When we summarize data, we are necessarily throwing away information, and one might plausibly object to this. As an example, let’s go back to the PURE study that we discussed in Chapter 1. Are we not supposed to believe that all of the details about each individual matter, beyond those that are summarized in the dataset? What about the specific details of how the data were collected, such as the time of day or the mood of the participant? All of these details are lost when we summarize the data.
We summarize data in general because it provides us with a way to generalize - that is, to make general statements that extend beyond specific observations. The importance of generalization was highlighted by the writer Jorge Luis Borges in his short story “Funes the Memorious”, which describes an individual who loses the ability to forget. Borges focuses in on the relation between generalization (i.e. throwing away data) and thinking: “To think is to forget a difference, to generalize, to abstract. In the overly replete world of Funes, there were nothing but details.”
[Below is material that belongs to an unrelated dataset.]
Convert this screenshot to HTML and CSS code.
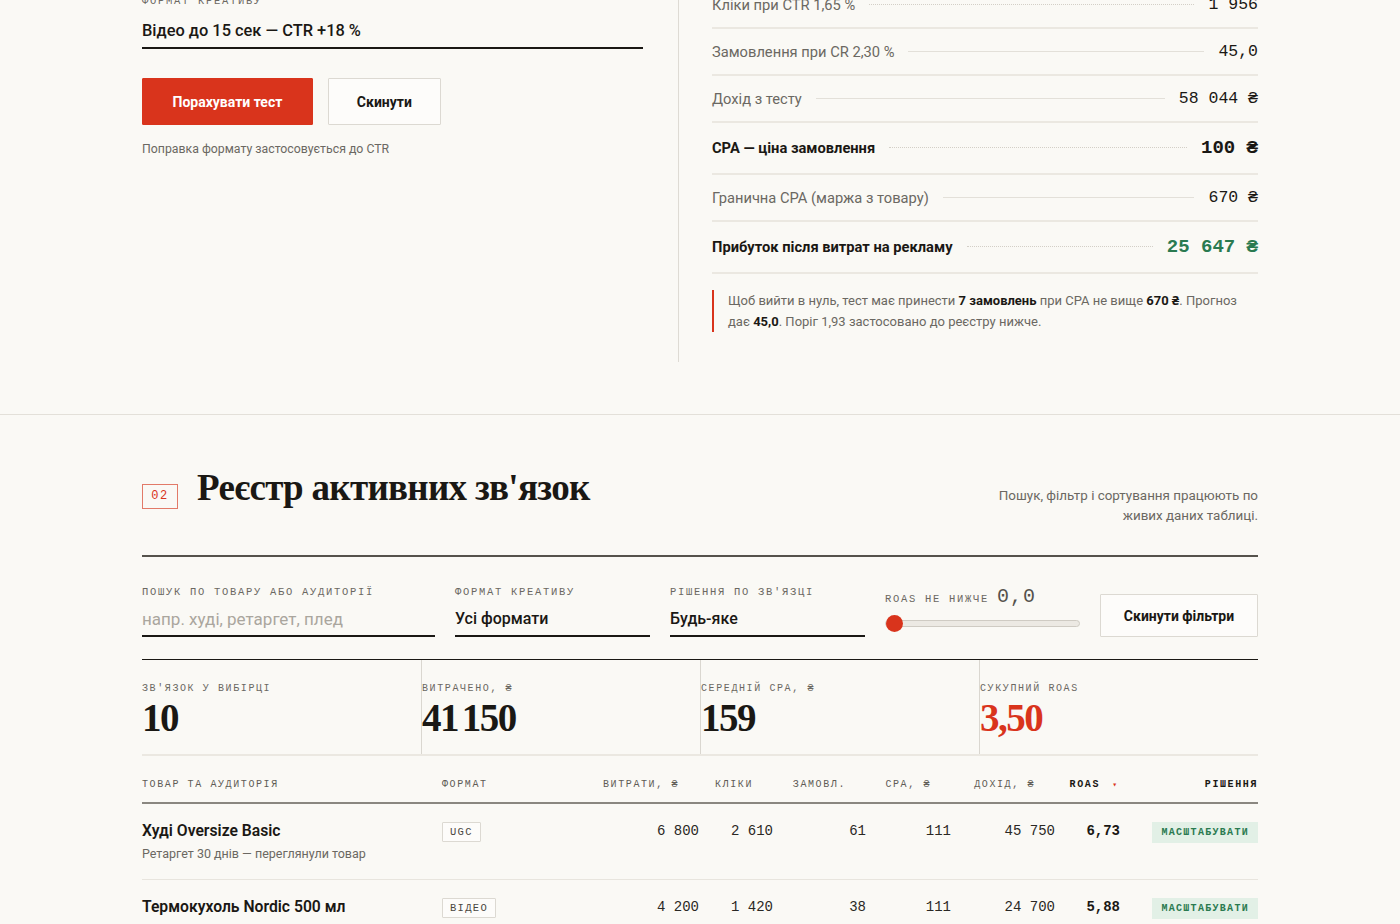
FILE: index.html
```html
<!DOCTYPE html>
<html lang="uk">
<head>
    <meta charset="UTF-8">
    <meta name="viewport" content="width=device-width, initial-scale=1.0">
    <title>Реєстр активних зв'язок</title>
    <link rel="stylesheet" href="styles.css">
</head>
<body>

<section class="band band-calc">
    <div class="wrap calc">
        <div class="calc-form">
            <div class="field">
                <label class="label" for="creative">Формат креативу</label>
                <select id="creative" class="control control-lg">
                    <option>Відео до 15 сек — CTR +18 %</option>
                    <option>UGC — CTR +25 %</option>
                    <option>Статика — без поправки</option>
                </select>
            </div>
            <div class="actions">
                <button type="button" class="btn btn-primary">Порахувати тест</button>
                <button type="button" class="btn">Скинути</button>
            </div>
            <p class="hint">Поправка формату застосовується до CTR</p>
        </div>

        <div class="calc-result">
            <div class="line">
                <span class="line-name">Кліки при CTR 1,65 %</span>
                <span class="leader dotted"></span>
                <span class="line-val">1 956</span>
            </div>
            <div class="line">
                <span class="line-name">Замовлення при CR 2,30 %</span>
                <span class="leader"></span>
                <span class="line-val">45,0</span>
            </div>
            <div class="line">
                <span class="line-name">Дохід з тесту</span>
                <span class="leader"></span>
                <span class="line-val">58 044 ₴</span>
            </div>
            <div class="line line-key">
                <span class="line-name">CPA — ціна замовлення</span>
                <span class="leader dotted"></span>
                <span class="line-val val-lg">100 ₴</span>
            </div>
            <div class="line">
                <span class="line-name">Гранична CPA (маржа з товару)</span>
                <span class="leader"></span>
                <span class="line-val">670 ₴</span>
            </div>
            <div class="line line-key">
                <span class="line-name">Прибуток після витрат на рекламу</span>
                <span class="leader dotted"></span>
                <span class="line-val val-profit">25 647 ₴</span>
            </div>
            <p class="note">
                Щоб вийти в нуль, тест має принести <b>7 замовлень</b> при CPA не вище <b>670 ₴</b>. Прогноз
                дає <b>45,0</b>. Поріг 1,93 застосовано до реєстру нижче.
            </p>
        </div>
    </div>
</section>

<section class="band band-registry">
    <div class="wrap">
        <header class="reg-head">
            <div class="reg-title">
                <span class="sec-num">02</span>
                <h2>Реєстр активних зв'язок</h2>
            </div>
            <p class="reg-note">Пошук, фільтр і сортування працюють по<br>живих даних таблиці.</p>
        </header>

        <div class="filters">
            <div class="field">
                <label class="label" for="q">Пошук по товару або аудиторії</label>
                <input id="q" class="control" type="text" placeholder="напр. худі, ретаргет, плед">
            </div>
            <div class="field">
                <label class="label" for="fmt">Формат креативу</label>
                <select id="fmt" class="control">
                    <option>Усі формати</option>
                    <option>UGC</option>
                    <option>Відео</option>
                    <option>Статика</option>
                </select>
            </div>
            <div class="field">
                <label class="label" for="decision">Рішення по зв'язці</label>
                <select id="decision" class="control">
                    <option>Будь-яке</option>
                    <option>Масштабувати</option>
                    <option>Тримати</option>
                    <option>Вимкнути</option>
                </select>
            </div>
            <div class="field field-range">
                <label class="label" for="roas">ROAS не нижче <span class="range-out">0,0</span></label>
                <input id="roas" class="range" type="range" min="0" max="8" step="0.1" value="0">
            </div>
            <button type="button" class="btn btn-filter">Скинути фільтри</button>
        </div>

        <div class="stats">
            <div class="stat">
                <div class="label">Зв'язок у вибірці</div>
                <div class="stat-val">10</div>
            </div>
            <div class="stat">
                <div class="label">Витрачено, ₴</div>
                <div class="stat-val">41<span class="thin"> </span>150</div>
            </div>
            <div class="stat">
                <div class="label">Середній CPA, ₴</div>
                <div class="stat-val">159</div>
            </div>
            <div class="stat">
                <div class="label">Сукупний ROAS</div>
                <div class="stat-val stat-red">3,50</div>
            </div>
        </div>

        <table class="reg">
            <colgroup>
                <col style="width: 300px">
                <col style="width: 133px">
                <col style="width: 124px">
                <col style="width: 74px">
                <col style="width: 93px">
                <col style="width: 85px">
                <col style="width: 104px">
                <col style="width: 65px">
                <col style="width: 138px">
            </colgroup>
            <thead>
                <tr>
                    <th class="t-left">Товар та аудиторія</th>
                    <th class="t-left">Формат</th>
                    <th>Витрати, ₴<i class="sort"></i></th>
                    <th>Кліки<i class="sort"></i></th>
                    <th>Замовл.<i class="sort"></i></th>
                    <th>CPA, ₴<i class="sort"></i></th>
                    <th>Дохід, ₴<i class="sort"></i></th>
                    <th class="sorted">ROAS<i class="sort">▾</i></th>
                    <th class="th-decision">Рішення</th>
                </tr>
            </thead>
            <tbody>
                <tr>
                    <td class="t-left">
                        <div class="prod">Худі Oversize Basic</div>
                        <div class="aud">Ретаргет 30 днів — переглянули товар</div>
                    </td>
                    <td class="t-left"><span class="fmt">UGC</span></td>
                    <td>6 800</td>
                    <td>2 610</td>
                    <td>61</td>
                    <td>111</td>
                    <td>45 750</td>
                    <td class="roas">6,73</td>
                    <td><span class="verdict">Масштабувати</span></td>
                </tr>
                <tr>
                    <td class="t-left">
                        <div class="prod">Термокухоль Nordic 500 мл</div>
                        <div class="aud">Lookalike 1 % — покупці</div>
                    </td>
                    <td class="t-left"><span class="fmt">Відео</span></td>
                    <td>4 200</td>
                    <td>1 420</td>
                    <td>38</td>
                    <td>111</td>
                    <td>24 700</td>
                    <td class="roas">5,88</td>
                    <td><span class="verdict">Масштабувати</span></td>
                </tr>
                <tr>
                    <td class="t-left">
                        <div class="prod">Плед Merino Soft</div>
                        <div class="aud">Інтереси — інтер'єр, затишок</div>
                    </td>
                    <td class="t-left"><span class="fmt">Статика</span></td>
                    <td>5 600</td>
                    <td>1 980</td>
                    <td>29</td>
                    <td>193</td>
                    <td>20 300</td>
                    <td class="roas">3,63</td>
                    <td><span class="verdict verdict-hold">Тримати</span></td>
                </tr>
            </tbody>
        </table>
    </div>
</section>

</body>
</html>
```

FILE: styles.css
```css
/* Base */
body {
    margin: 0;
    background-color: #faf9f5;
    color: #1a1814;
    font-family: Roboto, "Noto Sans", sans-serif;
}
.wrap {
    width: 1116px;
    margin: 0 auto;
}
.band {
    border-bottom: 1px solid #e3e0d9;
}

/* Shared form bits */
.label {
    display: block;
    font-family: "Liberation Mono", "DejaVu Sans Mono", monospace;
    font-size: 10.5px;
    line-height: 14px;
    letter-spacing: 1.7px;
    text-transform: uppercase;
    color: #6b6862;
}
.control {
    display: block;
    width: 100%;
    box-sizing: border-box;
    margin: 0;
    padding: 0 0 5px;
    border: none;
    border-bottom: 2px solid #1a1814;
    border-radius: 0;
    background: transparent;
    font-family: Roboto, "Noto Sans", sans-serif;
    font-size: 16px;
    font-weight: 500;
    line-height: 22px;
    height: 29px;
    color: #1a1814;
    appearance: none;
    -webkit-appearance: none;
    outline: none;
}
.control-lg {
    font-size: 16.4px;
}
.control::placeholder {
    color: #aaa69e;
    font-size: 17px;
    font-weight: 400;
}
.btn {
    height: 47px;
    padding: 0 28px;
    border: 1.5px solid #dcd9d2;
    border-radius: 1px;
    background: #fdfcfa;
    font-family: Roboto, "Noto Sans", sans-serif;
    font-size: 14px;
    font-weight: 700;
    color: #1a1814;
    cursor: pointer;
}
.btn-primary {
    background: #d9341c;
    border-color: #d9341c;
    color: #fff;
    padding: 0 29.5px;
}

/* Calculator */
.calc {
    display: grid;
    grid-template-columns: 536px 1fr;
    margin-top: -21px;
    padding-bottom: 52px;
}
.calc-form {
    padding: 15px 35px 0 0;
}
.calc-form .label {
    margin-bottom: 12px;
}
.actions {
    display: flex;
    gap: 15px;
    margin-top: 29px;
}
.hint {
    margin: 17px 0 0;
    font-size: 12.3px;
    line-height: 15px;
    color: #6b6862;
}
.calc-result {
    border-left: 1px solid #dedbd4;
    padding: 3px 0 30px 33px;
}
.line {
    display: flex;
    align-items: center;
    height: 45px;
    border-bottom: 2px solid #ebe8e1;
    font-size: 14.7px;
    color: #6b6862;
}
.line-key {
    height: 50px;
    font-weight: 700;
    color: #1a1814;
}
.leader {
    flex: 1;
    margin: 0 14px;
    height: 1px;
    background: #e3e0d9;
}
.leader.dotted {
    background: none;
    border-top: 1px dotted #d3cfc7;
}
.line-val {
    font-family: "Liberation Mono", "DejaVu Sans Mono", monospace;
    font-size: 16.5px;
    color: #1a1814;
}
.val-lg {
    font-size: 19px;
    font-weight: 700;
}
.val-profit {
    font-size: 19px;
    font-weight: 700;
    color: #2a7a50;
}
.note {
    margin: 16px 0 0;
    padding-left: 14px;
    border-left: 2px solid #d9341c;
    font-size: 13px;
    line-height: 21px;
    color: #6b6862;
}
.note b {
    color: #1a1814;
}

/* Registry header */
.band-registry {
    border-bottom: none;
    padding-top: 52px;
}
.reg-head {
    display: flex;
    justify-content: space-between;
    align-items: flex-end;
    padding-bottom: 29px;
    border-bottom: 2px solid #55524c;
}
.reg-title {
    display: flex;
    align-items: flex-start;
    gap: 19px;
    padding-bottom: 17px;
}
.sec-num {
    display: inline-block;
    box-sizing: border-box;
    width: 36px;
    height: 25px;
    margin-top: 17px;
    border: 1px solid #e27a68;
    text-align: center;
    font-family: "Liberation Mono", "DejaVu Sans Mono", monospace;
    font-size: 12px;
    line-height: 23px;
    letter-spacing: 1.5px;
    color: #d9341c;
}
.reg-title h2 {
    margin: 0;
    font-family: "Liberation Serif", "DejaVu Serif", serif;
    font-size: 37px;
    line-height: 42px;
    font-weight: 700;
    letter-spacing: -0.7px;
}
.reg-note {
    margin: 0;
    text-align: right;
    font-size: 13.4px;
    line-height: 20px;
    color: #6b6862;
}

/* Filters */
.filters {
    display: grid;
    grid-template-columns: 293px 195px 195px 195px 1fr;
    column-gap: 20px;
    align-items: end;
    padding-top: 28px;
    padding-bottom: 22px;
    border-bottom: 1px solid #1a1814;
}
.filters .label {
    margin-bottom: 9px;
}
.field-range .label {
    display: flex;
    align-items: baseline;
    gap: 8px;
    margin-bottom: 8px;
}
.range-out {
    font-size: 20px;
    letter-spacing: 1px;
    color: #55524c;
}
.range {
    display: block;
    width: 100%;
    margin: 0 0 5px;
    height: 18px;
    background: transparent;
    -webkit-appearance: none;
    appearance: none;
}
.range::-webkit-slider-runnable-track {
    height: 7px;
    border: 1px solid #cfcbc3;
    border-radius: 4px;
    background: #ece9e3;
}
.range::-webkit-slider-thumb {
    -webkit-appearance: none;
    width: 17px;
    height: 17px;
    margin-top: -6px;
    border-radius: 50%;
    border: none;
    background: #d9341c;
}
.btn-filter {
    height: 43px;
    padding: 0;
}

/* Summary stats */
.stats {
    display: grid;
    grid-template-columns: repeat(4, 1fr);
    border-bottom: 2px solid #ebe8e1;
}
.stat {
    padding: 22px 0 16px;
}
.stat + .stat {
    border-left: 1px solid #dad7d0;
}
.stat .label {
    font-size: 10px;
    letter-spacing: 1.6px;
}
.stat-val {
    margin-top: 2px;
    font-family: "Liberation Serif", "DejaVu Serif", serif;
    font-size: 39px;
    line-height: 40px;
    font-weight: 700;
    letter-spacing: -1.5px;
}
.stat-val .thin {
    letter-spacing: -6px;
}
.stat-red {
    color: #d9341c;
}

/* Registry table */
.reg {
    width: 1116px;
    table-layout: fixed;
    border-collapse: collapse;
}
.reg th {
    padding: 22px 0 10px;
    border-bottom: 2px solid #8a8780;
    text-align: right;
    font-family: "Liberation Mono", "DejaVu Sans Mono", monospace;
    font-size: 10px;
    line-height: 14px;
    letter-spacing: 1.6px;
    text-transform: uppercase;
    font-weight: 400;
    color: #5f5c56;
    white-space: nowrap;
}
.reg th.sorted,
.reg th.th-decision {
    color: #1a1814;
    font-weight: 700;
}
.reg .sort {
    display: inline-block;
    box-sizing: border-box;
    width: 20px;
    padding-right: 3px;
    font-style: normal;
    font-size: 8px;
    text-align: right;
    color: #d9341c;
    letter-spacing: 0;
}
.reg .t-left {
    text-align: left;
}
.reg td {
    padding: 17px 0 16px;
    border-bottom: 1.5px solid #e8e5de;
    vertical-align: top;
    text-align: right;
    font-family: "Liberation Mono", "DejaVu Sans Mono", monospace;
    font-size: 14px;
    line-height: 20px;
    color: #2a2824;
}
.reg td.roas {
    font-weight: 700;
    color: #1a1814;
}
.prod {
    font-family: Roboto, "Noto Sans", sans-serif;
    font-size: 15.7px;
    font-weight: 600;
    line-height: 20px;
    color: #1a1814;
}
.aud {
    margin-top: 4px;
    font-family: Roboto, "Noto Sans", sans-serif;
    font-size: 12.5px;
    line-height: 18px;
    color: #6b6862;
}
.fmt {
    display: inline-block;
    padding: 0 7px;
    border: 1.5px solid #dcd9d2;
    border-radius: 1px;
    background: #fdfcfa;
    font-size: 10.5px;
    line-height: 18px;
    letter-spacing: 1.3px;
    text-transform: uppercase;
    color: #4a4741;
}
.verdict {
    display: inline-block;
    padding: 0 9px;
    background: #e2f0e6;
    font-size: 10px;
    line-height: 21px;
    font-weight: 700;
    letter-spacing: 1.3px;
    text-transform: uppercase;
    color: #2a7a50;
}
.verdict-hold {
    background: #f3ecd9;
    color: #8a6a1c;
}
```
Psychologists have long studied all of the ways in which generalization is central to thinking. One example is categorization: We are able to easily recognize different examples of the category of “birds” even though the individual examples may be very different in their surface features (such as an ostrich, a robin, and a chicken). Importantly, generalization lets us make predictions about these individuals – in the case of birds, we can predict that they can fly and eat worms, and that they probably can’t drive a car or speak English. These predictions won’t always be right, but they are often good enough to be useful in the world.